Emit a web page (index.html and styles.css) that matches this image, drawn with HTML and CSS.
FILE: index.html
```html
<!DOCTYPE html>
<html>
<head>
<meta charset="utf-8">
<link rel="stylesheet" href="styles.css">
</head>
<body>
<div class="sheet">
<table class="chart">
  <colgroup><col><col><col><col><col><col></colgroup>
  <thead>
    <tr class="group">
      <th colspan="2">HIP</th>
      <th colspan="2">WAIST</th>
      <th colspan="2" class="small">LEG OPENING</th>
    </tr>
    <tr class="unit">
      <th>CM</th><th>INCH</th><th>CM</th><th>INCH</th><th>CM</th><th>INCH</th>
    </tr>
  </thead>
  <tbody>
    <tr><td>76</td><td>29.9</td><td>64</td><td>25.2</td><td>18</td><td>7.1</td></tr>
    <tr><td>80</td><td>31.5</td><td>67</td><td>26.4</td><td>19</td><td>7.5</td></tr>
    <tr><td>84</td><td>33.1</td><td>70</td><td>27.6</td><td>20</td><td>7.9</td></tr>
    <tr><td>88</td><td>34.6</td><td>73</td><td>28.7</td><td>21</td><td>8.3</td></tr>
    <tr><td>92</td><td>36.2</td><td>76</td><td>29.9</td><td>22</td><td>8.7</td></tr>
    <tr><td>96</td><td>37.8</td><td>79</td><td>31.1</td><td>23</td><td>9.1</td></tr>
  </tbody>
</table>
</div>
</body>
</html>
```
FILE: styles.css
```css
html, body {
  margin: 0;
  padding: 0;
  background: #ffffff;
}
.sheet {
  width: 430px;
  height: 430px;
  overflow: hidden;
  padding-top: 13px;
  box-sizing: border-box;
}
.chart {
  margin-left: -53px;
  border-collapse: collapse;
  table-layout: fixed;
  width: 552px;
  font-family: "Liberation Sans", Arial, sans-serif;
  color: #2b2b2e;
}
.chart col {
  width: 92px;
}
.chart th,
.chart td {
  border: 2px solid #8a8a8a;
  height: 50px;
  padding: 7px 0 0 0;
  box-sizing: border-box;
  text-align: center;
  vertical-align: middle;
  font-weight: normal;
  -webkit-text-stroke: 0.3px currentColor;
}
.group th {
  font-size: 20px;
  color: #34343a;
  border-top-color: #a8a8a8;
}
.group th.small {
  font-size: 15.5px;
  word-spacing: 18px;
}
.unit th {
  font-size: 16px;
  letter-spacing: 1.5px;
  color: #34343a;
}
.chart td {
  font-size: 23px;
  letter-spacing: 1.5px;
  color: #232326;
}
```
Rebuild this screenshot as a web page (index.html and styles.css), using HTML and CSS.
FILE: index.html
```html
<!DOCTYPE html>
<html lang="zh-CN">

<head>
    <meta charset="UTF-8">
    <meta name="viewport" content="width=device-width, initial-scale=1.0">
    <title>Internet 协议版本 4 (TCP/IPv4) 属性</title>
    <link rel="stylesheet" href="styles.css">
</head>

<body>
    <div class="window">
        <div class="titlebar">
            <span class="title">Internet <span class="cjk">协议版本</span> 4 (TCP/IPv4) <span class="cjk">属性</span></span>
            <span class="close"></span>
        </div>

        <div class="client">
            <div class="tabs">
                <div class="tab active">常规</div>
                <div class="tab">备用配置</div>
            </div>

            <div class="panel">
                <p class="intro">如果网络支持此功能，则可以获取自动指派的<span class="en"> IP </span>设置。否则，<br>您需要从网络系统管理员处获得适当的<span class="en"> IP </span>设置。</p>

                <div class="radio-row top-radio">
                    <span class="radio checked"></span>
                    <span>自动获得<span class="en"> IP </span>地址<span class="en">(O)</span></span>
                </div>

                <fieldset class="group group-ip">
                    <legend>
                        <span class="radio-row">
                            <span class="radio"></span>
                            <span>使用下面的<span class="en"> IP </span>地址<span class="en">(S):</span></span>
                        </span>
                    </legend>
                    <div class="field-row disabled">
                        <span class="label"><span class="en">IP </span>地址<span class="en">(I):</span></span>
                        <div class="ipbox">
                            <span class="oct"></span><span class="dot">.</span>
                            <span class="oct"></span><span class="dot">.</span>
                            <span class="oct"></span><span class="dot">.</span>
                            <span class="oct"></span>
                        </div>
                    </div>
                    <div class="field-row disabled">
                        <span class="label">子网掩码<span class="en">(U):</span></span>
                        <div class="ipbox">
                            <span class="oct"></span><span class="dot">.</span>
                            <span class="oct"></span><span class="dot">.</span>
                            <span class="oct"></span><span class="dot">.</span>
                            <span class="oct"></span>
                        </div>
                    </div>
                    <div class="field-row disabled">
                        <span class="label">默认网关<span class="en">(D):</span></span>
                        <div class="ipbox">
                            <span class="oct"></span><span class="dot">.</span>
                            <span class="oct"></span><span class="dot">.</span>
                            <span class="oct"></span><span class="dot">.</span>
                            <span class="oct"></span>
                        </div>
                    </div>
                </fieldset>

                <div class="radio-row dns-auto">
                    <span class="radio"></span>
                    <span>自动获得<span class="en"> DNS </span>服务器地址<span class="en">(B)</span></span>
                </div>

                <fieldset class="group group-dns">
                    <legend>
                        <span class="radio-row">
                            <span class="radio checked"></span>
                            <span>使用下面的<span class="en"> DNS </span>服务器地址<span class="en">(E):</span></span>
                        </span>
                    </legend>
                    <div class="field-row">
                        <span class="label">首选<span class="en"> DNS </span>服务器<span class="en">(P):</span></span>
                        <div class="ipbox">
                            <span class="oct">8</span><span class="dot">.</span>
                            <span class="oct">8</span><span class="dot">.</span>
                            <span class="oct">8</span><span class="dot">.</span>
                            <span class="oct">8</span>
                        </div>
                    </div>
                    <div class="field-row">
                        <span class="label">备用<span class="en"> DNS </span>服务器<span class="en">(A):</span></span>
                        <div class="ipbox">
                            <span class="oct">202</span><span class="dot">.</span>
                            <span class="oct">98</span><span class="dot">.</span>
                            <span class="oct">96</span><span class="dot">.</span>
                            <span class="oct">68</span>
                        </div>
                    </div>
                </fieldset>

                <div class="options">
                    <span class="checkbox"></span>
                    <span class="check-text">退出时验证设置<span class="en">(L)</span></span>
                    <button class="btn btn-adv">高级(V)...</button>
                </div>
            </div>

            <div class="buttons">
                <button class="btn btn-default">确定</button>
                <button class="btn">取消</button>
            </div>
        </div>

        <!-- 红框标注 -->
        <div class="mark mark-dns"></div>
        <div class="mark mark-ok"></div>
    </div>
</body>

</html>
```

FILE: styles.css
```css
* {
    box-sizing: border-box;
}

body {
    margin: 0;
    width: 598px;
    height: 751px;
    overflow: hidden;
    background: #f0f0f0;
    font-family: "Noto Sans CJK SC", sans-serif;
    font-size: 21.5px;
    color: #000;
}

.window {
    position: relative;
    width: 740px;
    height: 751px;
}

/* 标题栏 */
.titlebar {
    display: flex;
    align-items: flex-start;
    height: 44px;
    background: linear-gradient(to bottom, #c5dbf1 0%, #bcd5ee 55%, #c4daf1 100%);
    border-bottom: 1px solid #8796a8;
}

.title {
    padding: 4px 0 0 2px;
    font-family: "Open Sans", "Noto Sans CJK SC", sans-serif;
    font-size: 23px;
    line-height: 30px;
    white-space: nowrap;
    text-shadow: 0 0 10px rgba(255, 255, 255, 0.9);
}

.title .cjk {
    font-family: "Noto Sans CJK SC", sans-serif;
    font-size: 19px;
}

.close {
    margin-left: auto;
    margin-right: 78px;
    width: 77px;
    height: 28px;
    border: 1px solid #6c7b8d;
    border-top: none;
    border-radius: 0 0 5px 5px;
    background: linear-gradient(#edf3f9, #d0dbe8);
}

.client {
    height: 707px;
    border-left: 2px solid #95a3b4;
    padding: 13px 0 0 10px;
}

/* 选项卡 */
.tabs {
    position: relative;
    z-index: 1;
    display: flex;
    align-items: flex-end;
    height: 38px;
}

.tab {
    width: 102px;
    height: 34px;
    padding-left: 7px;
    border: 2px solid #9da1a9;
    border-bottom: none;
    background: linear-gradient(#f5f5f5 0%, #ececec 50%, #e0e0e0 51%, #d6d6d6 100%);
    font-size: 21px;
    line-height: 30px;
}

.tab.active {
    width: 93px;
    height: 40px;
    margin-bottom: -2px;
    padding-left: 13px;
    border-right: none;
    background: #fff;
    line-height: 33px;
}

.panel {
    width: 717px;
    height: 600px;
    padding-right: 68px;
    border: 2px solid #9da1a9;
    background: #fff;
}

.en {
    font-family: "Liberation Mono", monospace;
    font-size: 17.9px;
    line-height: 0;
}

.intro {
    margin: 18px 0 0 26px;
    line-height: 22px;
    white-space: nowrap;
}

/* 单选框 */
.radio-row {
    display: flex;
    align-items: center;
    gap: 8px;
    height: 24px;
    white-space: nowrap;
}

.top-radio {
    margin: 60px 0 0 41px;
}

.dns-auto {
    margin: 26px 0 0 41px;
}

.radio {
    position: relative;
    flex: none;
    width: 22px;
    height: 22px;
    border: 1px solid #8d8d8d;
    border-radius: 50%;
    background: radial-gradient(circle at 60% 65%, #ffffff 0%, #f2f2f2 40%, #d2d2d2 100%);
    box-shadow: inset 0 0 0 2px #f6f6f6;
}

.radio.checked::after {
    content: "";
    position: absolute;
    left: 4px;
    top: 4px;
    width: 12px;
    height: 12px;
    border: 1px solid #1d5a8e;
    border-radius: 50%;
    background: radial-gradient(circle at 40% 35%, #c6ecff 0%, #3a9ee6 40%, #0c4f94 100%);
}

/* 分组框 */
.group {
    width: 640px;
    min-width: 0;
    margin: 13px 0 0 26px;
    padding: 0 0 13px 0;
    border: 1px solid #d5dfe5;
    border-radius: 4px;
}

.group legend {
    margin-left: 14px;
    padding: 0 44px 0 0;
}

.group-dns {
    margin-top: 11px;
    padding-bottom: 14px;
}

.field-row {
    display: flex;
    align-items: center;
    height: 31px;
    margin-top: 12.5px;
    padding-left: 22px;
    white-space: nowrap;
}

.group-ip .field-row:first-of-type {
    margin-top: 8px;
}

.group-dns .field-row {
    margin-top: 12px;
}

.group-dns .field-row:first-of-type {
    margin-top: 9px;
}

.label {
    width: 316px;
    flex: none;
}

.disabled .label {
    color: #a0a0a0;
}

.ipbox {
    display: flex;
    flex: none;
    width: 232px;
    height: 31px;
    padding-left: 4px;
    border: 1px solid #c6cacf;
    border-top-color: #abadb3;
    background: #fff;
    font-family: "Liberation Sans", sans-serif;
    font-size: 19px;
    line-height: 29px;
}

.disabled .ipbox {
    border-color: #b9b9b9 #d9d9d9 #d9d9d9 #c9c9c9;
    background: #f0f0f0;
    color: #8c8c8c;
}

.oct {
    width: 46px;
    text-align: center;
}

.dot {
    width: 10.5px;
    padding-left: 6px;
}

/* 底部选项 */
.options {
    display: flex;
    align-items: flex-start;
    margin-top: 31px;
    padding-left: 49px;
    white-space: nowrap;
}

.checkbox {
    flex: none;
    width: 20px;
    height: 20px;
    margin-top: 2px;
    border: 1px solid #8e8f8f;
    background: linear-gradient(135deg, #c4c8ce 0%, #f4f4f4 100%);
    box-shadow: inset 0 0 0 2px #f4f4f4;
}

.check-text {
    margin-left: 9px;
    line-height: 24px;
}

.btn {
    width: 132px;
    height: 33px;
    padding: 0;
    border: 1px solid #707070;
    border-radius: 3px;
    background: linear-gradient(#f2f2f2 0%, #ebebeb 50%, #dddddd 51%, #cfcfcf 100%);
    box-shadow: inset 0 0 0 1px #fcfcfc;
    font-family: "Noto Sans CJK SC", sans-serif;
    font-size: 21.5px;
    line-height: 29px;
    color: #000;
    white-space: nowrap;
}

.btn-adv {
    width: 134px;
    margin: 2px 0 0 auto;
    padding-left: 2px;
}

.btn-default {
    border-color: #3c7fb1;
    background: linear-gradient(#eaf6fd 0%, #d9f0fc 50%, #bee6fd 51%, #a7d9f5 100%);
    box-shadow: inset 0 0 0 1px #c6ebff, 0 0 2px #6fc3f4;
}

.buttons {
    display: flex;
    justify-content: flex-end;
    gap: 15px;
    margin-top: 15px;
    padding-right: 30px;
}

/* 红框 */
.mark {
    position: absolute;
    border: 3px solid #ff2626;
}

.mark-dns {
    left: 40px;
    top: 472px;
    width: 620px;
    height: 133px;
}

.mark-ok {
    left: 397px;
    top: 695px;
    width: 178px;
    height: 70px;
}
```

════════════════

From the material above, gather all lines that include the string "page" and copy them.

- Worked solution
Emit a web page (index.html and styles.css) that matches this image, drawn with HTML and CSS.
Rebuild this screenshot as a web page (index.html and styles.css), using HTML and CSS.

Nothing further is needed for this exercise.